By Ashaman on 27 June 2009 in the Daily Kos
http://www.dailykos.com/story/2009/6/27/747440/-The-Information-Age-is-over
image above: Detail of sign for Space Station Gas & Liquor. From http://www.flickr.com/photos/23019891@N00/865748675 

 Human history is best thought of in Ages. An Age is somewhat tied to the prevailing technology of the day, but also defined by how that technology is used, where our attention is focused. We started with the Stone Age, where our first pieces of technology were stone blades.

We then followed with a series of ages named after the best metal we could produce, Copper, Bronze, Iron, Steel. The early part of the 20th century is often considered the Industrial Age, and the late 20th century marked the beginning of the Information Age, based on computer technology.

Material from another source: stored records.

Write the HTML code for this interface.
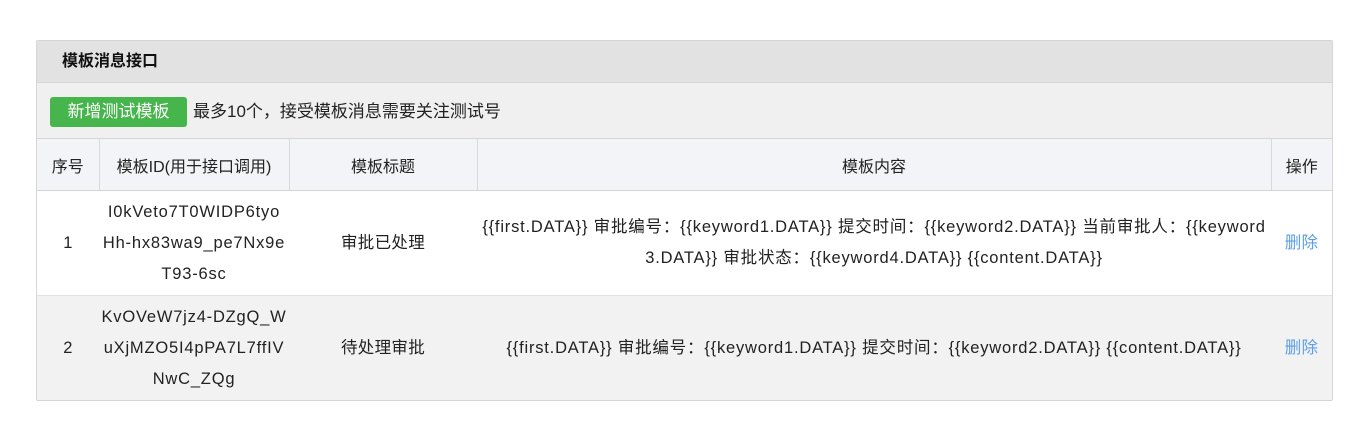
<!DOCTYPE html>
<html><head><meta charset="utf-8"><style>
body{margin:0;background:#fff;font-family:"Liberation Sans","Noto Sans CJK SC",sans-serif;font-size:16px;color:#222;}
.p{position:absolute;left:36px;top:40px;width:1295px;border:1px solid #d6d6d6;border-radius:2px;overflow:hidden;}
.h{height:41px;background:#e2e2e2;border-bottom:1px solid #d6d6d6;font-weight:bold;line-height:41px;padding-left:25px;font-size:16px;color:#111}
.t{height:55px;background:#f0f0f0;position:relative;border-bottom:1px solid #d6d6d6}
.btn{position:absolute;left:13px;top:14px;width:137px;height:30px;background:#46b54b;color:#fff;border-radius:3px;text-align:center;line-height:30px;font-size:17px}
.tt{position:absolute;left:156px;top:14px;line-height:30px;font-size:17px}
table{border-collapse:collapse;width:100%;table-layout:fixed}
th{height:51px;background:#f3f4f7;font-weight:normal;border-right:1px solid #d9d9d9;border-bottom:1px solid #d6d6d6;padding:0}
th:last-child,td:last-child{border-right:none}
td{text-align:center;line-height:31px;padding:0;white-space:nowrap;font-size:16.5px;letter-spacing:0.8px}
td.n{letter-spacing:0.3px}
tr.r1 td{height:104px;background:#fff;border-bottom:1px solid #e2e2e2}
tr.r2 td{height:104px;background:#f2f2f2}
a{color:#5b9ee8;text-decoration:none}
</style></head><body>
<div class="p">
<div class="h">模板消息接口</div>
<div class="t"><div class="btn">新增测试模板</div><div class="tt">最多10个，接受模板消息需要关注测试号</div></div>
<table><colgroup><col style="width:62px"><col style="width:190px"><col style="width:188px"><col style="width:794px"><col style="width:61px"></colgroup>
<tr><th>序号</th><th>模板ID(用于接口调用)</th><th>模板标题</th><th>模板内容</th><th>操作</th></tr>
<tr class="r1"><td class="n">1</td><td>I0kVeto7T0WIDP6tyo<br>Hh-hx83wa9_pe7Nx9e<br>T93-6sc</td><td class="n">审批已处理</td><td>{{first.DATA}} 审批编号：{{keyword1.DATA}} 提交时间：{{keyword2.DATA}} 当前审批人：{{keyword<br>3.DATA}} 审批状态：{{keyword4.DATA}} {{content.DATA}}</td><td class="n"><a>删除</a></td></tr>
<tr class="r2"><td class="n">2</td><td>KvOVeW7jz4-DZgQ_W<br>uXjMZO5I4pPA7L7ffIV<br>NwC_ZQg</td><td class="n">待处理审批</td><td>{{first.DATA}} 审批编号：{{keyword1.DATA}} 提交时间：{{keyword2.DATA}} {{content.DATA}}</td><td class="n"><a>删除</a></td></tr>
</table></div>
</body></html>
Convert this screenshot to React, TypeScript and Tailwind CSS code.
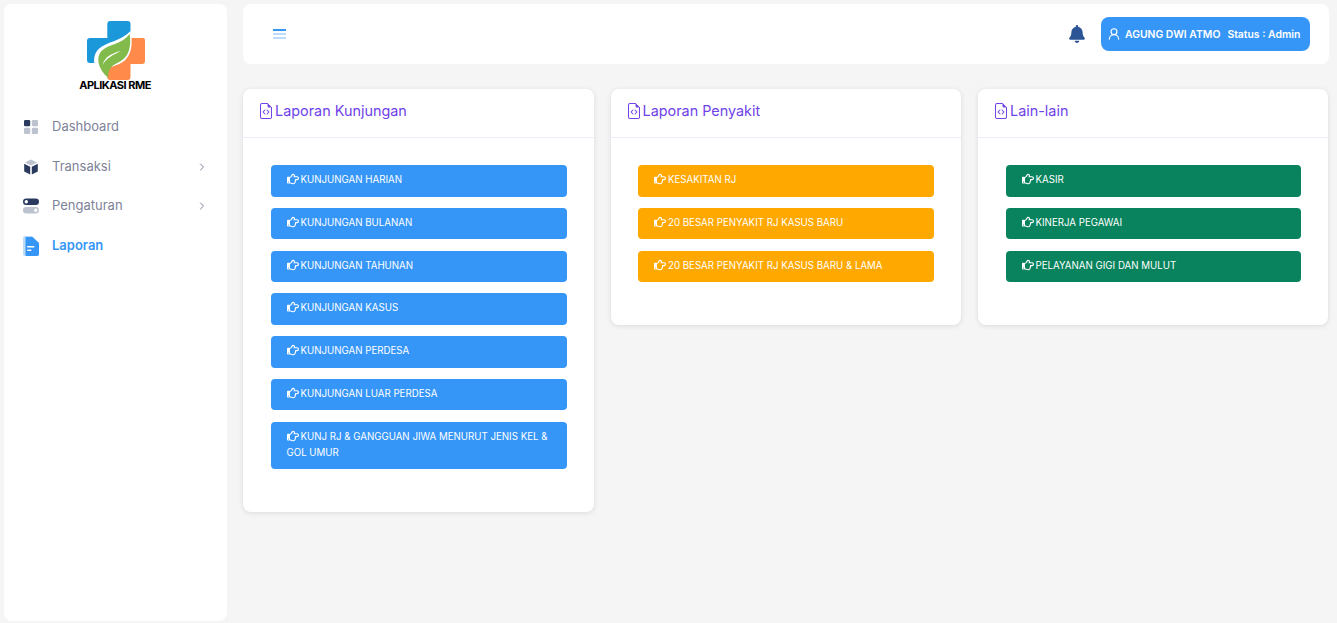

But I can see the future, and the Information Age just ended. When historians look back at the beginning of the 21st century, they'll draw a line and say: "Here lies the beginning of the Climate Age." But 'climate' isn't a technology, you can't name an age after it! Ok, fine, give me a better name then. I'm serious. 
 
But what else are we going to call it? For the next century or so, mankind is going to be increasingly focused on two simple tasks: preventing additional climate change, and dealing with the damage to our society caused by climate change. Those tasks will dominate our lives, and the lives of our children. 
 
We are going to essentially rebuild everything, and it's not going to be just shinier and more expensive. Our entire energy infrastructure is going to be replaced. By the end of the century, the very idea of burning coal or oil for power will seem absurd, given the dozens of clean alternatives. Solar and wind farms will pop up everywhere, geothermal wells will get dug, and the movements of rivers and oceans will all be tapped for their energy. Not a single power line standing today will exist by mid-century, they'll be replaced with a high-efficiency smart grid. But we won't stop there, we can't.
 
 Our homes will also get rebuilt, refurbished, or replaced. Building codes will demand much higher levels of insulation. We'll all have inert-gas filled, reflective-film covered, triple-pane windows. Building designs will all contain passive solar heating and cooling, and our roof lines will host a variety of active solar and wind driven generators. 
 
Our plumbing will be re-worked, you won't have just 'clean' water and 'sewage', but there will also be pipes for greywater and captured rainwater, and cisterns for both. Water drained from your shower will flush your toilet, and nobody will waste purified drinkable water on something as mundane as watering flowers.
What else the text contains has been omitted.